I think I’m starting to accept the fact that there’s something wrong with me, and that I’m a terrible person. I feel “empty,” don’t know exactly what that means except, you feel I dunno dead inside? None of my emotions feel real. I’m beginning to think I’m not normal, crazy even. One of these days, not today, nor tommorow I will end it. I just don’t belong here, I shouldn’t be here, I don’t know what’s wrong with me, my mind is filled with so many thoughts, I just wish I could get away from it. Get away from reality. Too feel something. I’ve tried everything that people say helps you feel.. I guess. Cutting, Alcohol, everything. Nothing seems to help me. I don’t feel the same anymore , I’m not the same anymore. I don’t know who I am, and I can’t take it anymore. I always feel alone, I feel like people only want me around so they won’t be alone. I feel like I’m the only one who feels this way. Am I? Probably. I really don’t have a point to write this, this long ass entry no one will probably even take the time to read. I have so many questions, but no fucking answers. So basically, I’m just tired of feeling this way. Some people say they would love to feel nothing. But.. I don’t know what’s worse for me.. feeling it all, or feeling nothing at all. But fuck it. I just don’t know what’s going on. And I’m tired of trying to figure it out. Does anyone feel this way? No? Probably not. Alone again. But whatever. I’m done. Bye.
4 comments
Believe it or not, i can relate.
Feeling empty or numb can be because of depression, or because of painful experiences that take a big impact on you so badly that your mind rather shut down the feelings than let you feel all the pain.

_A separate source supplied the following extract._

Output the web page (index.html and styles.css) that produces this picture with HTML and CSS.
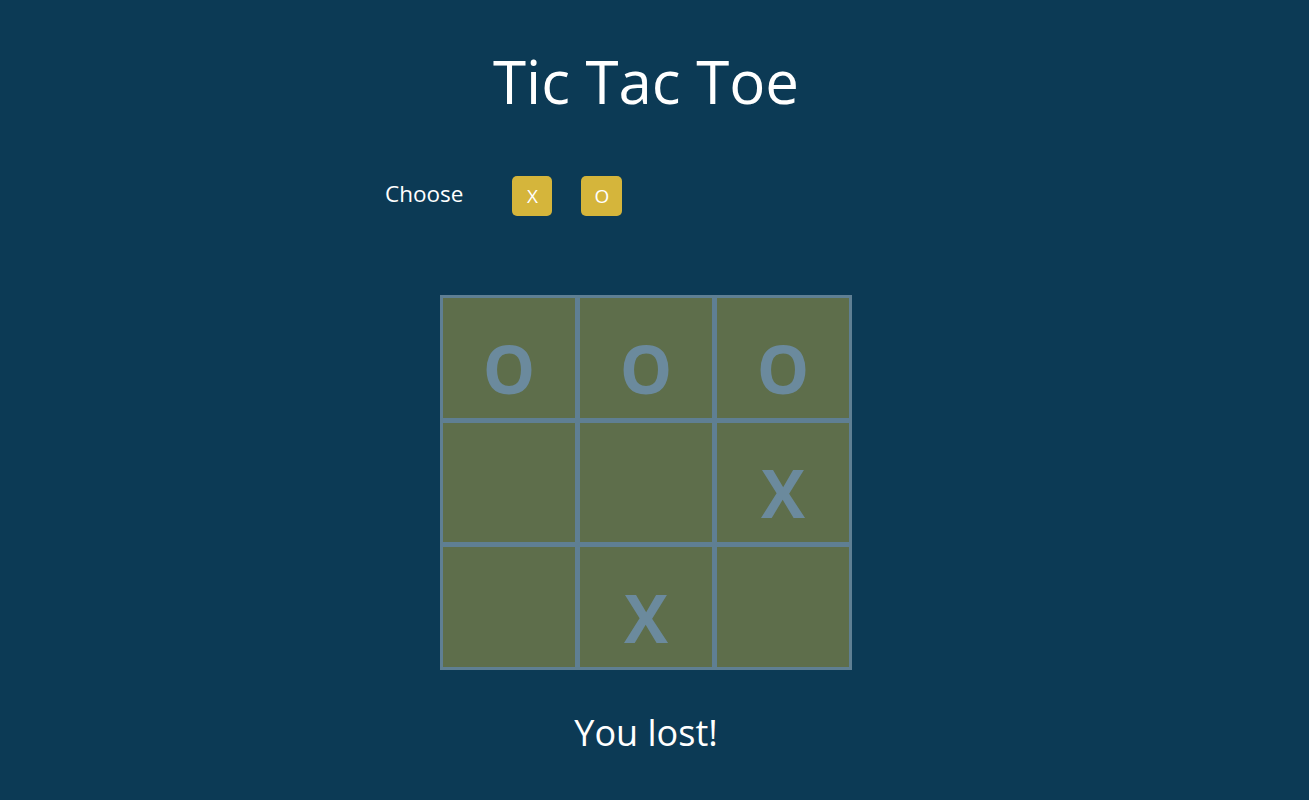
FILE: index.html
```html
<!DOCTYPE html>
<html>
<head>
<meta charset="utf-8">
<link rel="stylesheet" href="styles.css">
<title>Tic Tac Toe</title>
</head>
<body>
<div class="page">
  <h1 class="title">Tic Tac Toe</h1>
  <div class="choose-wrap">
    <div class="choose-row">
      <span class="choose-label">Choose</span>
      <button class="pick pick-x">X</button>
      <button class="pick pick-o">O</button>
    </div>
  </div>
  <div class="board">
    <div class="cell">O</div>
    <div class="cell">O</div>
    <div class="cell">O</div>
    <div class="cell"></div>
    <div class="cell"></div>
    <div class="cell">X</div>
    <div class="cell"></div>
    <div class="cell">X</div>
    <div class="cell"></div>
  </div>
  <div class="result">You lost!</div>
</div>
</body>
</html>
```

FILE: styles.css
```css
html, body {
  margin: 0;
  padding: 0;
  background: #0c3a55;
  height: 100%;
}
body {
  font-family: "Open Sans", "DejaVu Sans", sans-serif;
  color: #ffffff;
  overflow: hidden;
}
.page {
  width: 1292px;
  display: flex;
  flex-direction: column;
  align-items: center;
}
.title {
  margin: 36px 0 0 0;
  font-size: 60px;
  font-weight: normal;
  line-height: 90px;
}
.choose-wrap {
  width: 522px;
  margin-top: 50px;
}
.choose-row {
  display: flex;
  align-items: center;
}
.choose-label {
  font-size: 22.5px;
  margin-right: 49px;
  margin-top: -6px;
}
.pick {
  background: #d5b53b;
  border: none;
  border-radius: 5px;
  color: #ffffff;
  font-family: inherit;
  font-size: 19px;
  height: 40px;
  padding: 0;
}
.pick-x { width: 40px; margin-right: 29px; }
.pick-o { width: 41px; }
.board {
  margin-top: 79px;
  width: 406px;
  height: 369px;
  border: 3px solid #5f7f93;
  background: #5f7f93;
  display: grid;
  grid-template-columns: repeat(3, 1fr);
  grid-template-rows: repeat(3, 1fr);
  gap: 5px;
}
.cell {
  background: #5e6e4b;
  color: #6b8a9d;
  font-size: 66px;
  font-weight: bold;
  display: flex;
  align-items: flex-end;
  justify-content: center;
  line-height: 1;
  padding-bottom: 17px;
}
.result {
  margin-top: 38px;
  font-size: 36px;
}
```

Trying things to make you feel – it’s usually what would personally work for you, could be completely different other things than what works for others.
Doesn’t have to be things with a bad after-effect like alcohol or cutting.
Could be more usual stuff like loud music, physical activity, other hobbies (Sorry if that sounds a little silly but sometimes the most basic distractions can actually help get your mind off things).
If you have doubt about the reason people stick around with you, maybe you should look for new friends or new people to talk to who would give you a different better vibe.
If the thoughts you get really bug you this badly that you can’t shake it off, try and slow down, and think slowly.
Bit by bit, what might be wrong, what you are actually feeling and thinking and what might be the things that bother you and how you can solve them.
If there really is no reason for you to feel that way and i’m overthinking this, you might have a sickness and need to get it diagnozed so it can be treated.
Honestly i could understand people who say they would love to feel nothing.
It has some advantages to it.
I guess like every other thing, it has good sides and it has bad sides.
One of them is being able to think about things neutrally without having emotions effect you.
Sorry if i’m a little ‘technical’ and all, but i can honestly relate.
Have you ever heard of depersonalization and derealization? These symptoms you have described above fit perfectly to the diagnosis of these two disorders. I’ve been feeling like that for years and I can relate to your situation. I would suggest you to start taking cold showers, eating slowly and thinking of taste of food and touching things and trying to describe their surface. I haven’t had feelings too, only a mask – inside I’ve been dead. Finding a new hobby and being around people has helped me recently. These things above have helped too.